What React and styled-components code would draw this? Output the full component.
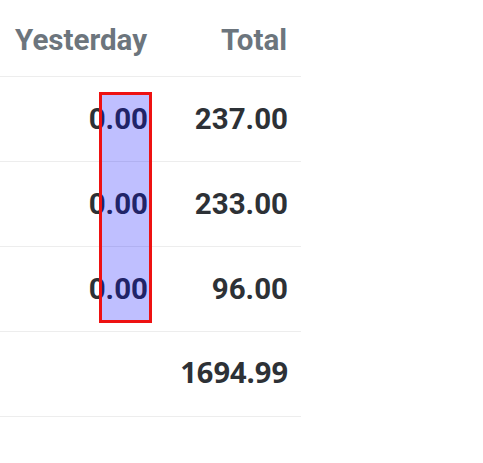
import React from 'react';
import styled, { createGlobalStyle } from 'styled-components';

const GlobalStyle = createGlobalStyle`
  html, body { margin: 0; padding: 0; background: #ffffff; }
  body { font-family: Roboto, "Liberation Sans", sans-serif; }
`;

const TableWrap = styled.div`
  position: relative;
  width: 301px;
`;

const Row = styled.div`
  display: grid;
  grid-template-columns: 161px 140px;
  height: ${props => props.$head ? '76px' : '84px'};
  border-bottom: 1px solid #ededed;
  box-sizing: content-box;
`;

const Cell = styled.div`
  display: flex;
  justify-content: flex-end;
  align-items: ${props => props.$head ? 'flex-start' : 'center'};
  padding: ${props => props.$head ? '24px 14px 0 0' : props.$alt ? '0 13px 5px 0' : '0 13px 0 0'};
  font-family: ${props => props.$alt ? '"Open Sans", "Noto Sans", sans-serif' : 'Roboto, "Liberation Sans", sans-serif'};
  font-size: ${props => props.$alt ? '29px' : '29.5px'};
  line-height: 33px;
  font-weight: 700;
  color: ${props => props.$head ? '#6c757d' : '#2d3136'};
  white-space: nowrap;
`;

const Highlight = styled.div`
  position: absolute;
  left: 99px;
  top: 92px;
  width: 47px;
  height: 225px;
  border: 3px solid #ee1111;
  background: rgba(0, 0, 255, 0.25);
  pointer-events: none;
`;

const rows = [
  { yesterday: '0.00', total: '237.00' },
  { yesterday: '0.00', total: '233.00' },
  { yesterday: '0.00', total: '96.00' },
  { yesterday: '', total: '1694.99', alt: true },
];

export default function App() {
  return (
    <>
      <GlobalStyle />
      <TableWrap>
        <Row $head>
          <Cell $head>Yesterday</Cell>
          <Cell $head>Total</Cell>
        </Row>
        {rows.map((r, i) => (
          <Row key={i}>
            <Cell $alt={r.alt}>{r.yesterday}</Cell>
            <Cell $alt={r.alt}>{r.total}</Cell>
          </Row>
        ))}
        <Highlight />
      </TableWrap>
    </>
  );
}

+-------+

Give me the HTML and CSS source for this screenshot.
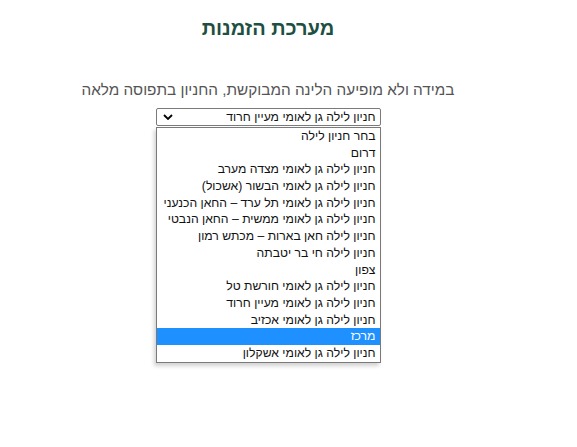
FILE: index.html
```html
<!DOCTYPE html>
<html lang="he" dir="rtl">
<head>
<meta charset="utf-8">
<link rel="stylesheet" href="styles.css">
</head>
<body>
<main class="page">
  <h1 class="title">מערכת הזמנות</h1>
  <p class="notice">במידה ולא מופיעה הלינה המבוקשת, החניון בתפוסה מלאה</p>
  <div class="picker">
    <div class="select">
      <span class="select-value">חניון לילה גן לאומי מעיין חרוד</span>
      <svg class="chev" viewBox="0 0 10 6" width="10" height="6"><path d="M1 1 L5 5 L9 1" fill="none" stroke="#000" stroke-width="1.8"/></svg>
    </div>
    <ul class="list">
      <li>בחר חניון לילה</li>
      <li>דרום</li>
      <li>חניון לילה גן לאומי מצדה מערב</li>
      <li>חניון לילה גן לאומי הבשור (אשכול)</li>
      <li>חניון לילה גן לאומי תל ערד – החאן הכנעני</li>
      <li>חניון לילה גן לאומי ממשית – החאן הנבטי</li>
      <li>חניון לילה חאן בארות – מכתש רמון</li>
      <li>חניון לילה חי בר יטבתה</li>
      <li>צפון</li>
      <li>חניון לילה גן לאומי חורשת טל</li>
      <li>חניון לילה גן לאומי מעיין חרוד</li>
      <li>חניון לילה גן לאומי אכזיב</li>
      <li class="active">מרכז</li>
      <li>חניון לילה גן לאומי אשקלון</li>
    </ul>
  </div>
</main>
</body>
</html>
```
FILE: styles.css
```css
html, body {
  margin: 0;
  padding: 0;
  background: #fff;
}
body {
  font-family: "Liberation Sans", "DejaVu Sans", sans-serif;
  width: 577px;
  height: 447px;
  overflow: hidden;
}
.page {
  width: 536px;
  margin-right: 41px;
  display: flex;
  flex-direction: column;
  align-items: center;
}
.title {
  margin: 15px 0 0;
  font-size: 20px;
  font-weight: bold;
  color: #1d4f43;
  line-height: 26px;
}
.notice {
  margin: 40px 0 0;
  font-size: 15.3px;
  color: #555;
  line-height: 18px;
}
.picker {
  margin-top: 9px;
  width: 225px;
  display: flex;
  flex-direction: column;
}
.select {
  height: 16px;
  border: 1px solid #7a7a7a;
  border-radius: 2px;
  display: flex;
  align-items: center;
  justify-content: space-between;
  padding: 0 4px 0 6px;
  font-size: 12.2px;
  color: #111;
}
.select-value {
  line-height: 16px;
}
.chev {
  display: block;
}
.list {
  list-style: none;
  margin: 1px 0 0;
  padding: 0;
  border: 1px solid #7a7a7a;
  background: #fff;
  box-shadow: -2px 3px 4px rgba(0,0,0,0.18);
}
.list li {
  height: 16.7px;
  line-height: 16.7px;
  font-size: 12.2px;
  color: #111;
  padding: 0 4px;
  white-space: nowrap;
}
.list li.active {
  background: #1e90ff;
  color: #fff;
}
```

+-------+

Tally the lines in these entries that have the string "styled" in them, then answer with the count and nothing else.

6